On Mar 18, 2009, at 6:05 PM, Brad Kemper wrote:

> On Mar 18, 2009, at 10:25 AM, Jonathan Snook  
> <> wrote:
>> On 16-Mar-09, at 4:01 PM, Bert Bos wrote:
>>> + accidentally overlapping slots is impossible
>> I don't think we can ever stop people from making mistakes and  
>> being able to overlap slots is, to me, a handy feature.
> For Web page layout, it seems like more of an edge case, with the  
> vast majority of layouts consisting of rows and columns that align  
> with each other. And if the slot can be a positioning container,  
> then it could always have a div within it to be absolutely  
> positioned (which would not usually need to be the same height as  
> the row). If the slot can be relatively positioned (assuming a  
> separate borders model), that would also allow some types of overlap.
>>> + what is the height and width of slots (your syntax allows multiple
>>>  conflicting widths and heights, even impossible ones)
>> This is the case with tables, as well, which is something I tried  
>> to mimic as I felt it'd be easier for people to grasp (at least for  
>> those who've done table-based layouts) and easier for implementors  
>> (since this logic is already in place for tables).
> Agreed. Which is why I think it would me better to extend tables  
> (especially with features that would be useful to them in other  
> circumstances anyway, such as colspan and rowspan, and explicit  
> column counts to generate new anonymous table rows).
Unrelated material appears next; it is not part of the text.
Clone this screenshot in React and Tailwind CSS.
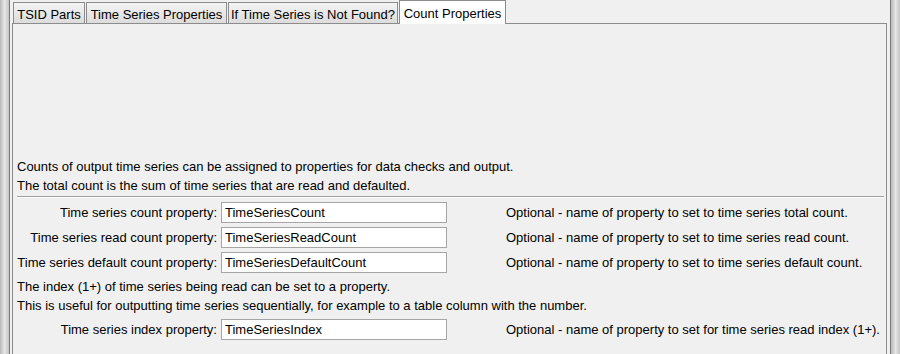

Yeah I am starting to think this is the way to go also.  For example:

div {
   display: table;
   table-rows: 5 / 1em * 3* 20px 4em;
   table-columns: 5 / 20px;  /* Pattern could repeat */

You could envision properties like the ones above to go ahead and  
create a certain number of anonymous rows and columns, and perhaps a  
"/" addition for specifying some explicit column widths (supporting  
the same * notation usable in HTML tables for flexing).

For spans:

.myCell {
   table-row-span: 2;
   table-column-span: 3;

Pseudo-elements on the object acting as the table could address the  
anonymous rows, columns and cells.

   vertical-align: top;

A functional notation could address specific rows or cells:


::table-cell(1, 1)

For source-order independence, you could use a new property to place  
an object inside one of the anonymous cells.

#myContent {
   table-position: cell(1, 2);

Absolute positioning when the table is the containing block could  
support rows and cols units to also allow out of flow positioned  
objects to align with specific cells.

#myPositionedObject {
   position: absolute;
   left: 3rows;
   top: 5cols;

I admittedly haven't put a lot of thought into this, but at first  
glance I don't see anything that would preclude tables from being able  
to support many of the requirements raised by these other proposals.